Well, at least PDFBox made it as the "fallback.  :)

Ben
http://www.pdfbox.org

-
To unsubscribe, e-mail: [EMAIL PROTECTED]
For additional commands, e-mail: [EMAIL PROTECTED]



Re: Use an executable from java ...

2005-02-08 Thread Kristian Hermsdorf
Hi Christiaan
Just to defend PDFBox: we actually recently decided to move in the
opposite direction.
I didn't want to offend PDFBox *g*
We just removed pdftotext from our application and are now using PDFBox
0.7.0 for all our PDF processing. Before we were using them both in
parallel: pdftotext for fast text extraction and PDFBox for all metadata
such as titles, authors, etc.
pdftotext is able to produce html output which contains these metadata as 
well.
Conversion from pdf to html and parsing html is (with our tests) still twice as 
fast as PDFBox.
Upon closer inspection of the output, we also saw that pdftotext was not
able to extract text from a significant amount of PDFs (9 out of 113
documents, all perfectly readable PDF documents) while PDFBox performed
flawlessly. For us, quality is of greater concern than speed.
That's courious beacause we experienced that pdftotext was able to convert 
33% more pdf documents than PDFBox.
Finally, I must say that the speed and quality of Ben's replies to bug
reports and suggestions is very impressive, giving us confidence in that
future problems will be handled satisfactorily.
That's good. Out application supports alternative conversion pipelines that 
provide fallback mechanims. If the first converter cannot convert a document a 
second converter is called. So PDFBox is our fallback converter.
Greetings
Kristian
--
ACRONYM: Acronym Causing Recursion, Obviously Numbing Your Mind  
Kristian Hermsdorf
Interface Projects GmbH
Tolkewitzer Straße  49  
01277 Dresden   
tel.: ++49-351-3 18 09 39
mail: [EMAIL PROTECTED]
priv: [EMAIL PROTECTED]
-
To unsubscribe, e-mail: [EMAIL PROTECTED]
For additional commands, e-mail: [EMAIL PROTECTED]

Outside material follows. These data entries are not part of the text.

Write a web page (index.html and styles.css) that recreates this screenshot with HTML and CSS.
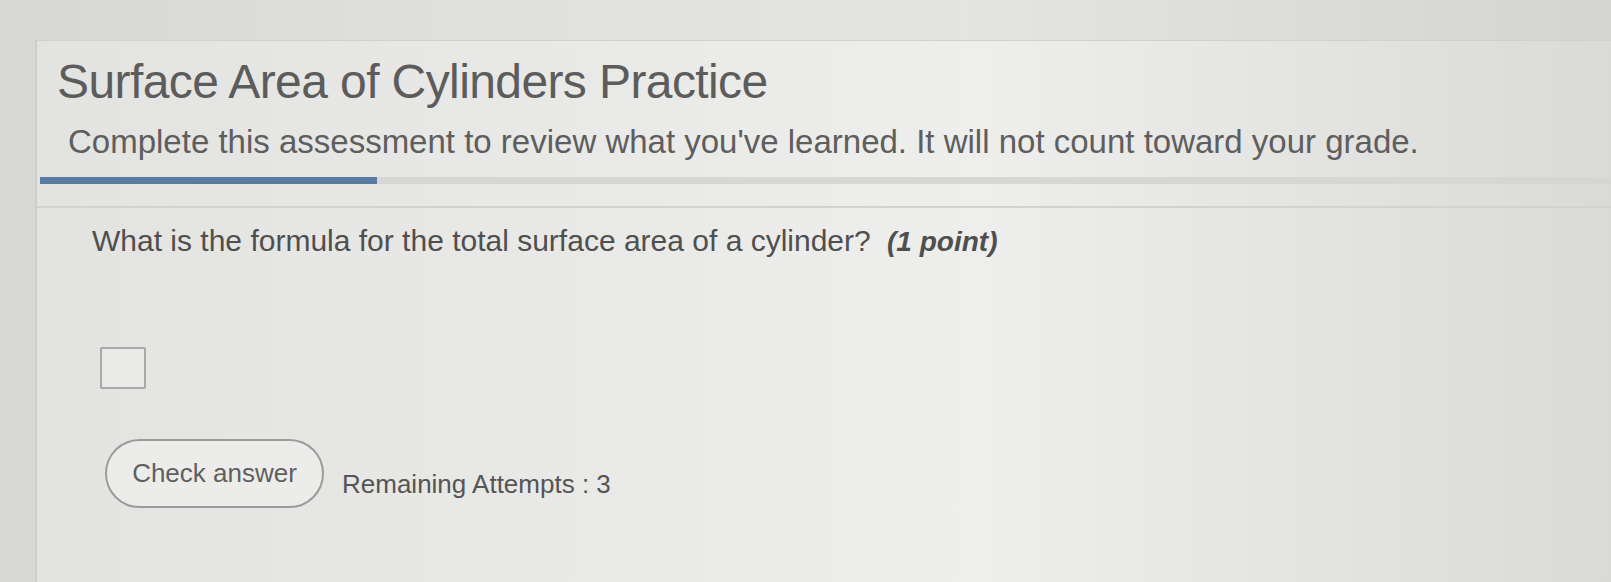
FILE: index.html
```html
<!DOCTYPE html>
<html>
<head>
<meta charset="utf-8">
<link rel="stylesheet" href="styles.css">
</head>
<body>
<div class="page">
  <header class="head">
    <h1 class="title">Surface Area of Cylinders Practice</h1>
    <p class="subtitle">Complete this assessment to review what you've learned. It will not count toward your grade.</p>
    <div class="progress"><div class="progress-fill" style="width:337px"></div></div>
  </header>
  <main class="question">
    <p class="prompt">What is the formula for the total surface area of a cylinder? <em class="points">(1 point)</em></p>
    <div class="answer-box"></div>
    <div class="actions">
      <button class="check">Check answer</button>
      <span class="attempts">Remaining Attempts : 3</span>
    </div>
  </main>
</div>
</body>
</html>
```
FILE: styles.css
```css
html, body {
  margin: 0;
  padding: 0;
}
body {
  width: 1611px;
  height: 582px;
  overflow: hidden;
  background: linear-gradient(90deg, #d7d7d5 0%, #e0e0de 30%, #e4e4e2 60%, #d4d4d2 100%);
  font-family: "Liberation Sans", Arial, sans-serif;
  color: #5f5f5f;
}
.page {
  margin: 40px 0 0 35px;
  height: 542px;
  background: linear-gradient(90deg, #e3e3e1 0%, #e9e9e7 35%, #eeeeec 60%, #dadad8 100%);
  border-left: 2px solid #cdcdcb;
  border-top: 1px solid #d0d0ce;
}
.head {
  padding: 13px 0 22px 0;
  border-bottom: 2px solid #d2d2d0;
}
.title {
  margin: 0 0 0 20px;
  font-size: 48px;
  font-weight: 400;
  line-height: 56px;
  letter-spacing: -0.6px;
  color: #5c5c5c;
}
.subtitle {
  margin: 13px 0 0 31px;
  font-size: 33px;
  line-height: 38px;
  color: #5e5e5e;
}
.progress {
  margin: 16px 0 0 3px;
  height: 7px;
  background: #d6d6d4;
}
.progress-fill {
  height: 7px;
  background: #5a7aa2;
}
.question {
  padding: 15px 0 0 55px;
}
.prompt {
  margin: 0;
  font-size: 30px;
  line-height: 36px;
  color: #4f4f4f;
}
.points {
  font-weight: 700;
  font-size: 28px;
  margin-left: 8px;
}
.answer-box {
  margin: 87px 0 0 8px;
  width: 42px;
  height: 38px;
  border: 2px solid #a9a9a9;
  border-radius: 2px;
  background: #e9e9e7;
}
.actions {
  margin-top: 50px;
  margin-left: 13px;
  display: flex;
  align-items: center;
  gap: 18px;
}
.check {
  width: 219px;
  height: 69px;
  border: 2px solid #9b9b9b;
  border-radius: 35px;
  background: #ececea;
  font-family: "Liberation Sans", Arial, sans-serif;
  font-size: 26px;
  color: #5f5f5f;
  padding: 0;
}
.attempts {
  font-size: 26px;
  color: #555;
  padding-top: 22px;
}
```
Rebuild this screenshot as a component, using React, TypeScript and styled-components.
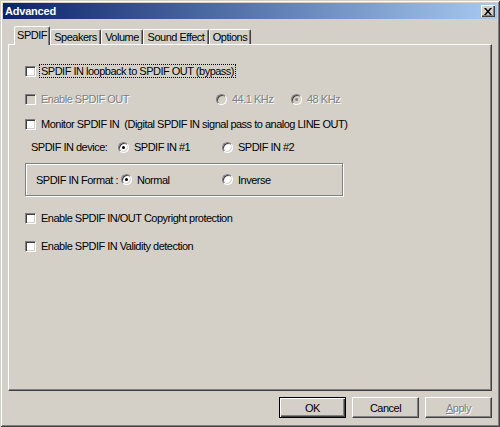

Re: Use an executable from java ...

2005-02-08 Thread Christiaan Fluit
Kristian Hermsdorf wrote:
We're using pdftotext as well, because PDFbox ist really slow. If your 
application should work under Windows you will probably experiance some 
mystic Java-VM crashes while executing external processes in batch-mode. 
(This is because of a bug in Windows-VM... we implemented out own 
Process with JNI to compensate this bug).
Just to defend PDFBox: we actually recently decided to move in the 
opposite direction.

We just removed pdftotext from our application and are now using PDFBox 
0.7.0 for all our PDF processing. Before we were using them both in 
parallel: pdftotext for fast text extraction and PDFBox for all metadata 
such as titles, authors, etc.

One reason for this is that with version 0.7.0 the difference in 
performance was only marginal on our testset of 113 PDF documents from 
various sources. Of course the difference will be bigger when you are 
only extracting text, because in the old situation we had to let two 
tools process the same file.

Upon closer inspection of the output, we also saw that pdftotext was not 
able to extract text from a significant amount of PDFs (9 out of 113 
documents, all perfectly readable PDF documents) while PDFBox performed 
flawlessly. For us, quality is of greater concern than speed.

Finally, I must say that the speed and quality of Ben's replies to bug 
reports and suggestions is very impressive, giving us confidence in that 
future problems will be handled satisfactorily.

Regards,
Chris
--
-
To unsubscribe, e-mail: [EMAIL PROTECTED]
For additional commands, e-mail: [EMAIL PROTECTED]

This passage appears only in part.